Lin: AI should not be used to replace physicians or other health care providers. No matter how intelligent AI-powered predictive models, task-oriented algorithms or clinical decision-making tools become, health care has always been and always will be about human-to-human relationships, trust and healing. Take medical advice and triage: Rather than AI replacing human providers for some conditions, we believe that AI support can be integrated into team-based care models that make it easier for human teams to manage an individual patient or a panel of patients. In terms of AI-driven diagnostics, rather than AI replacing human providers who interpret diagnostic tests, we believe that AI can augment the ability of providers to interpret a greater volume of tests at higher speed and better accuracy. AI-powered diagnostic tools can also empower primary care physicians to broaden the services they provide to patients, reducing the need for unnecessary referrals and unnecessary health care costs.
4. How can AI reduce health care costs?
Lin: U.S. health care costs totaled $3.65 trillion in 2018. This amount is larger than the entire gross domestic product of such countries as the United Kingdom, Brazil, Mexico, Spain and Canada. Some of the ways I mentioned already about how AI may improve patient care will also reduce health care costs. In the United States, hospital costs for potentially preventable conditions account for 1 in every 10 dollars of total hospital expenditures. This means that millions of hospital stays and up to $100 billion a year might be prevented with better risk prediction and interventions in the primary care setting with AI.
Management of chronic diseases accounts for most health care costs in the United States; 1 in 7 dollars are spent caring for people with diabetes alone, with the total estimated cost for diabetes over $300 billion a year. When AI-powered population health management and digital health coaching have been integrated into health systems, they have already demonstrated reductions in cost per patient through reduced clinic and hospital visits for patients with chronic illnesses such as diabetes.
Lastly, AI innovations designed to improve physician well-being and reduce burnout will generate billions of dollars of savings by reducing turnover and improving efficiency. Burnout-related turnover costs U.S. health systems tens of billions of dollars every year. Clinical documentation in the electronic health record is not only one of the biggest drivers of physician burnout in the United States, but it causes as much as $90 billion to $140 billion in lost physician time or productivity per year.

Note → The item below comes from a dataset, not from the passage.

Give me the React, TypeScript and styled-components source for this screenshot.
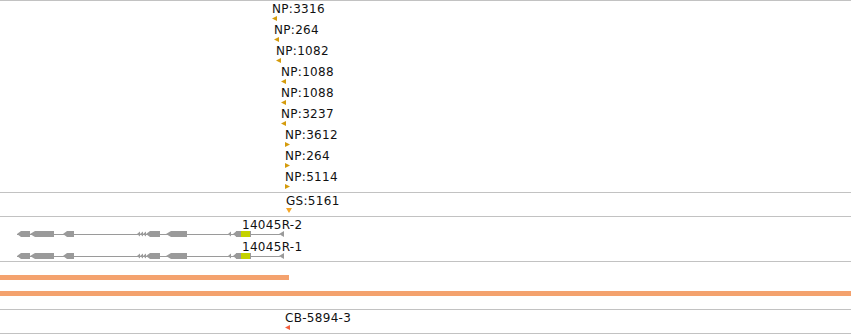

5. What do we need to do to ensure that AI won’t harm the relationship between patients and physicians?
Lin: For AI to add the most value and for patients and physicians to embrace it, it needs to support, not supplant, the patient-physician relationship. Health care is fundamentally a social enterprise, powered by committed, caring and collaborative connections between the humans involved. Implemented wisely, AI can free up physicians’ cognitive and emotional space for their patients. Undivided attention with compassion is the most powerful diagnostic and therapeutic tool physicians can provide their patients. AI will be most effective when it enhances physicians’ ability to focus their full attention on the patient by shifting the physicians’ responsibilities away from transactional tasks toward personalized care that lies at the heart of human healing. The challenge will be for humans to have the wisdom and willingness to discern AI’s optimal role in modern medicine, and to determine when it strengthens and when it undermines patient care.